Besides the suspicions about Cambodia's lack of political will, especially under Hun Sen, to bring a semblance of justice to the victims of the Khmer Rouge's genocide-defined rule, doubts were often expressed, especially in the West, over the poor South-East Asian country's legal competence.

A combination of such factors led to the constitution of the ECCC through a relevant law passed by the Cambodian National Assembly in 2001. However, the controversies did not stop with that. The Cambodian government would not budge from its stand that the trial of the captured-and-surviving officials of the Khmer Rouge regime should take place in Cambodia and not outside. Another of Cambodia's arguments, as it engaged the United Nations on the issue of a genocide trial, was that no anti-genocide norms would be meaningful to the Cambodian people if their own judges and law officials were to be excluded from the relevant judicial process. At the same time, the Hun Sun government expressed guarded readiness to have foreign participation in the judicial process in a suitable fashion.

Cambodia eventually entered into an agreement with the U.N. in June 2003. Broadly, the accord provided for a wide range of international assistance of the legal and financial kind to Cambodia. The objective was to help assess the conduct of the former officials of the Khmer Rouge on the touchstone of internationally recognised anti-genocide norms. Another stated objective was to ensure international standards of justice in a Cambodian ambience.

In the event, the ECCC was brought into being as a special judicial forum independent of both the Cambodian government and the U.N. Said to serve as a role model for the regular courts in other domains in that country, the ECCC was characterised as a Cambodian court with international participation and global characteristics of jurisprudence.

Significantly, India was the first country to render assistance for the constitution of the ECCC. A top ECCC official, Reach Sambath, who briefed this correspondent over the telephone from Phnom Penh on July 26 about the details of the verdict against Duch, emphasised that he should thank India for its timely role.

The ECCC Trial Chamber pronounced Duch guilty of crimes against humanity and sentenced him to 35 years of imprisonment. He was convicted for his supervisory and participatory role in the mass execution of the enemies of the Khmer Rouge at S-21, a security centre that was used as a prison and a killing field between 1975 and 1979.

The Trial Chamber decided, by a majority, that Duch was guilty of a range of crimes against humanity such as persecution on political grounds, torture and extermination.
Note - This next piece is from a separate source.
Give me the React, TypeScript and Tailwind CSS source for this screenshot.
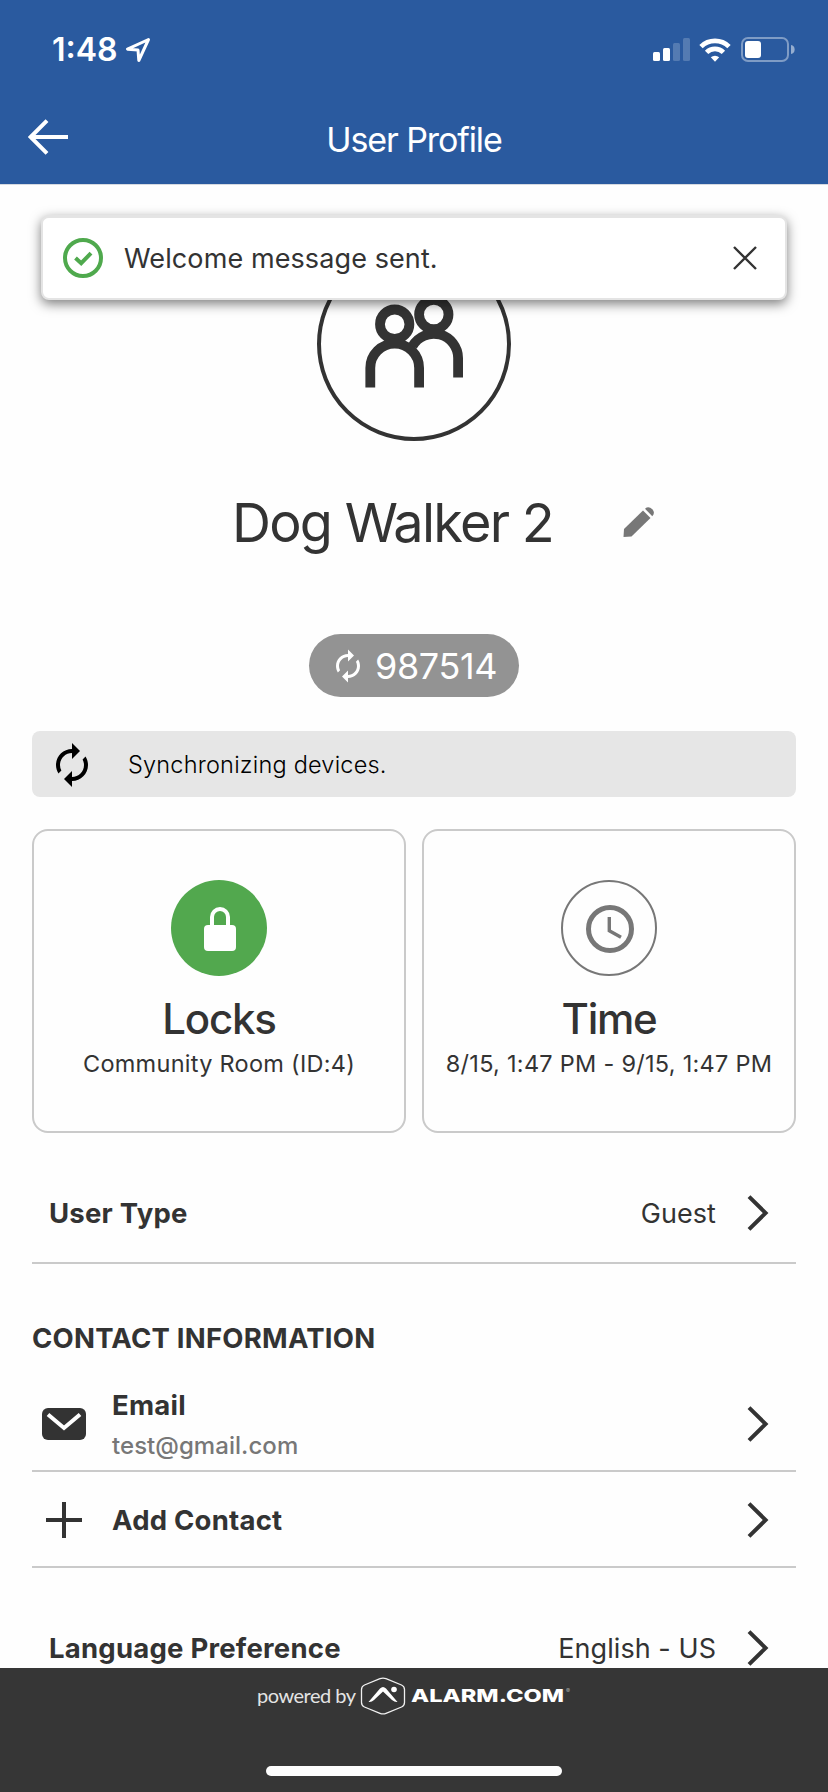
import type { ReactNode } from "react"
import { MdAutorenew } from "react-icons/md"

function StatusBar() {
  return (
    <div className="flex h-[99px] items-center pr-[33px] pl-[52px] text-white">
      <span className="text-[32px] leading-none font-semibold">1:48</span>
      <svg className="ml-[7px] h-[26px] w-[26px]" viewBox="0 0 26 26" fill="none" stroke="currentColor" strokeWidth="3" strokeLinejoin="round">
        <path d="M23.5 2.5 L2.5 12.2 L13 13 L13.8 23.5 Z" />
      </svg>
      <div className="ml-auto flex items-center">
        <svg className="h-6 w-[38px]" viewBox="0 0 38 24" fill="currentColor">
          <rect x="0" y="14" width="7" height="9" rx="1.5" />
          <rect x="10" y="10" width="7" height="13" rx="1.5" />
          <rect x="20" y="5" width="7" height="18" rx="1.5" opacity="0.2" />
          <rect x="30" y="0" width="7" height="23" rx="1.5" opacity="0.2" />
        </svg>
        <svg className="ml-2 h-6 w-8" viewBox="0 0 32 24" fill="none" stroke="currentColor" strokeWidth="4.8">
          <path d="M2 8.6 A20 20 0 0 1 30 8.6" />
          <path d="M7.6 14.4 A12 12 0 0 1 24.4 14.4" />
          <path d="M11.8 19.3 A6.2 6.2 0 0 1 20.2 19.3 L16 23.8 Z" fill="currentColor" stroke="none" />
        </svg>
        <svg className="ml-[10px] h-[25px] w-[54px]" viewBox="0 0 54 25" fill="none">
          <rect x="1" y="1" width="46" height="23" rx="6" stroke="#fff" strokeWidth="2" opacity="0.4" />
          <rect x="4" y="4" width="16" height="17" rx="3" fill="#fff" />
          <path d="M50 8 A4.6 4.6 0 0 1 50 17 Z" fill="#fff" opacity="0.5" />
        </svg>
      </div>
    </div>
  )
}

function Header() {
  return (
    <header className="h-[185px] border-b border-[#d5d9e0] bg-[#2a5a9f]">
      <StatusBar />
      <div className="grid h-[82px] grid-cols-[1fr_auto_1fr] items-center text-white">
        <svg className="mb-[6px] ml-[27px] h-9 w-[42px]" viewBox="0 0 42 36" fill="none" stroke="currentColor" strokeWidth="4">
          <path d="M20 1.6 L3.6 18 L20 34.4 M4 18 H41" />
        </svg>
        <h1 className="text-[34px] leading-none font-normal tracking-[-1.1px]">User Profile</h1>
      </div>
    </header>
  )
}

function Toast() {
  return (
    <div className="absolute top-[215px] left-[41px] flex h-[85px] w-[746px] items-center rounded-lg border-2 border-t-3 border-[#e4e4e4] bg-white pr-[28px] pl-5 shadow-[0_4px_12px_rgba(0,0,0,0.5)]">
      <svg className="h-10 w-10" viewBox="0 0 40 40" fill="none" stroke="#4fa94d" strokeWidth="4">
        <circle cx="20" cy="20" r="18" />
        <path d="M12.5 20 L18.2 25.2 L28 15.2" />
      </svg>
      <span className="ml-[21px] text-[27px] leading-none tracking-[0.1px]">Welcome message sent.</span>
      <svg className="ml-auto h-6 w-6" viewBox="0 0 24 24" fill="none" stroke="currentColor" strokeWidth="2.4">
        <path d="M1 1 L23 23 M23 1 L1 23" />
      </svg>
    </div>
  )
}

function Avatar() {
  return (
    <svg className="h-[194px] w-[194px]" viewBox="317 247.5 194 194" fill="none" stroke="currentColor">
      <circle cx="414" cy="344.5" r="95" strokeWidth="4" />
      <g strokeWidth="9.8">
        <circle cx="394.7" cy="324.7" r="14.7" />
        <circle cx="433.8" cy="315" r="14.7" />
        <path d="M370.3 388 V368.5 A24.4 24.4 0 0 1 419.1 368.5 V388" />
        <path d="M412.5 346.6 A24.4 24.4 0 0 1 458.1 358.6 V378" />
      </g>
    </svg>
  )
}

function Chevron() {
  return (
    <svg className="h-9 w-[22px]" viewBox="0 0 22 36" fill="none" stroke="currentColor" strokeWidth="4">
      <path d="M2 1.6 L18.6 18 L2 34.4" />
    </svg>
  )
}

interface CardProps {
  icon: ReactNode
  title: string
  detail: string
}

function Card({ icon, title, detail }: CardProps) {
  return (
    <div className="flex h-[304px] flex-col items-center rounded-2xl border-2 border-[#cacaca] pt-[49px]">
      {icon}
      <h3 className="mt-[22px] text-[42px] leading-none font-medium tracking-[-1.2px]">{title}</h3>
      <p className="mt-3 text-[23.5px] leading-none tracking-[0.27px] whitespace-nowrap">{detail}</p>
    </div>
  )
}

interface RowProps {
  label: string
  value: string
}

function Row({ label, value }: RowProps) {
  return (
    <div className="flex h-[98px] items-center pr-[27px] pl-[17px]">
      <span className="pt-[2px] text-[27.5px] leading-none font-bold tracking-[0.23px]">{label}</span>
      <span className="mr-[31px] ml-auto text-[27px] leading-none tracking-[0.05px]">{value}</span>
      <Chevron />
    </div>
  )
}

function Footer() {
  return (
    <footer className="absolute inset-x-0 bottom-0 h-[124px] bg-[#363636] text-white">
      <div className="flex h-14 items-center pl-[257px]">
        <span className="mb-[2px] w-[98px] font-[Lato] text-[20px] leading-none tracking-[-0.5px] whitespace-nowrap text-[#e4e4e4]">powered by</span>
        <svg className="ml-[5px] h-[38px] w-[46px]" viewBox="0 0 46 38" fill="none">
          <path d="M20 1.7 Q23 0.5 26 1.7 L41.5 8 Q44.5 9.4 44.5 12.5 V25.5 Q44.5 28.6 41.5 30 L26 36.3 Q23 37.5 20 36.3 L4.5 30 Q1.5 28.6 1.5 25.5 V12.5 Q1.5 9.4 4.5 8 Z" stroke="#f0f0f0" strokeWidth="1.3" />
          <path d="M8.5 25 L20 11.5 Q23 8.5 26 11.5 L37.5 25 Q35 25.5 32 23 L23 14.5 L14 23 Q11.5 25.5 8.5 25 Z" fill="#fff" />
          <circle cx="34" cy="12.5" r="2.8" fill="#fff" />
        </svg>
        <span className="ml-[5px] w-[155px] origin-left scale-x-[1.35] text-[17.5px] leading-none font-extrabold whitespace-nowrap">ALARM.COM</span>
        <span className="mb-2.5 text-[6px] leading-none text-[#aaaaaa]">®</span>
      </div>
      <div className="mx-auto mt-[42px] h-[10px] w-[296px] rounded-full bg-[#fdfdfd]" />
    </footer>
  )
}

export default function App() {
  return (
    <div className="relative h-[1792px] w-[828px] overflow-hidden bg-[#fefefe] font-[Inter,sans-serif] text-[#333333]">
      <Header />

      <main className="px-8 pt-[62px]">
        <div className="flex justify-center">
          <Avatar />
        </div>

        <div className="mt-[55px] flex h-[54px] items-center pl-[200px]">
          <h2 className="w-[391px] text-[54px] leading-none font-normal tracking-[-1.75px] whitespace-nowrap">Dog Walker 2</h2>
          <svg className="mb-[2px] h-8 w-8 text-[#777777]" viewBox="0 0 32 32" fill="currentColor">
            <path d="M0.5 31 L1 23 L20 4.5 L27.5 12 L8.5 30.5 Z" />
            <path d="M22 2.7 Q25.5 -0.3 29.3 3.2 Q32.5 6.8 29.3 10.2 Z" />
          </svg>
        </div>

        <div className="mx-auto mt-[84px] flex h-[63px] w-[210px] items-center rounded-full bg-[#939393] pl-[21px] text-white">
          <MdAutorenew size={36} />
          <span className="ml-[9px] text-[36px] leading-none font-normal tracking-[-0.4px]">987514</span>
        </div>

        <div className="mt-[34px] flex h-[66px] items-center rounded-lg bg-[#e6e6e6] pt-[2px] pl-4 text-black">
          <MdAutorenew size={48} />
          <span className="ml-[32px] text-[23.5px] leading-none font-light tracking-[0.2px]">Synchronizing devices.</span>
        </div>

        <div className="mt-8 grid grid-cols-2 gap-4">
          <Card
            icon={
              <svg className="h-24 w-24" viewBox="0 0 96 96" fill="none">
                <circle cx="48" cy="48" r="48" fill="#52a84e" />
                <rect x="33" y="45" width="32" height="26" rx="4" fill="#fff" />
                <path d="M41 46 V37 A8 8 0 0 1 57 37 V46" stroke="#fff" strokeWidth="4" />
              </svg>
            }
            title="Locks"
            detail="Community Room (ID:4)"
          />
          <Card
            icon={
              <svg className="h-24 w-24" viewBox="0 0 96 96" fill="none" stroke="#777777">
                <circle cx="48" cy="48" r="47" strokeWidth="2" />
                <circle cx="49" cy="49" r="21.5" strokeWidth="5" />
                <path d="M48.3 37 V50.8 L60 57.3" strokeWidth="3.4" />
              </svg>
            }
            title="Time"
            detail="8/15, 1:47 PM - 9/15, 1:47 PM"
          />
        </div>

        <div className="mt-[31px] border-b-2 border-[#cacaca]">
          <Row label="User Type" value="Guest" />
        </div>

        <h4 className="mt-[61px] h-7 text-[27.5px] leading-none font-bold tracking-[0.23px]">CONTACT INFORMATION</h4>

        <div className="mt-[19px] flex h-[100px] items-center border-b-2 border-[#cacaca] pt-[6px] pr-[27px] pl-[10px]">
          <svg className="h-8 w-11" viewBox="0 0 44 32" fill="none">
            <rect width="44" height="32" rx="6" fill="currentColor" />
            <path d="M6 6.5 L22 20 L38 6.5" stroke="#fff" strokeWidth="4" />
          </svg>
          <div className="ml-[26px] pt-[2px]">
            <p className="text-[27.5px] leading-none font-bold tracking-[0.23px]">Email</p>
            <p className="mt-[15px] text-[24px] leading-none font-medium tracking-[0.05px] text-[#777777]">test@gmail.com</p>
          </div>
          <div className="ml-auto flex">
            <Chevron />
          </div>
        </div>

        <div className="flex h-24 items-center border-b-2 border-[#cacaca] pt-[2px] pr-[27px] pl-[14px]">
          <svg className="h-9 w-9" viewBox="0 0 36 36" stroke="currentColor" strokeWidth="4">
            <path d="M18 0 V36 M0 18 H36" />
          </svg>
          <span className="ml-[30px] pt-[2px] text-[27.5px] leading-none font-bold tracking-[0.23px]">Add Contact</span>
          <div className="ml-auto flex">
            <Chevron />
          </div>
        </div>

        <div className="mt-[31px]">
          <Row label="Language Preference" value="English - US" />
        </div>
      </main>

      <Toast />
      <Footer />
    </div>
  )
}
At the same time, the Trial Chamber took note of the illegal detention that Duch underwent at the hands of the Cambodian military court between 1999 and 2007. So, the pronounced sentence was reduced to 30 years of imprisonment. Applying international standards, the court also ruled that he was further entitled to credit for [the] time [he] already spent in detention under the jurisdiction of not only the military court but also the ECCC itself during his current judicial trial.

Reach Sambath said Duch would, as a result, be required to serve a total of 19 years in prison under the July 26 orders. Moreover, the defence lawyer indicated that Duch would file an appeal before the Supreme Chamber of the ECCC, said the court official. Duch, who at one stage apologised to the court for his crimes but later sought an absolute acquittal, was entitled to appeal within 30 days of the judgment.

Live telecast

The clamour for justice, over three decades after the exit of the Khmer Rouge, was so intense that the court proceedings were witnessed by nearly 30,000 Cambodians from the public gallery. In addition, several million Cambodians watched the live telecast of the proceedings. Many, who had lost their friends or relatives in the Khmer Rouge killing fields, were not at all satisfied with the sentencing of Duch to something less than life imprisonment, the maximum penalty under the national law. Others, not so directly affected by the stated pursuit of an agrarian order by the Khmer Rouge, expressed understanding of the logic behind the verdict.

No trial date has so far been set in respect of any other former official of the defunct Khmer Rouge. Beyond that, if the Khmer Rouge had, during its time, ruinously made a mockery of the political ideal of socialism, the ECCC may now have opened up the possibility of international cooperation on issues of global interest within the territorial limits of sovereign countries.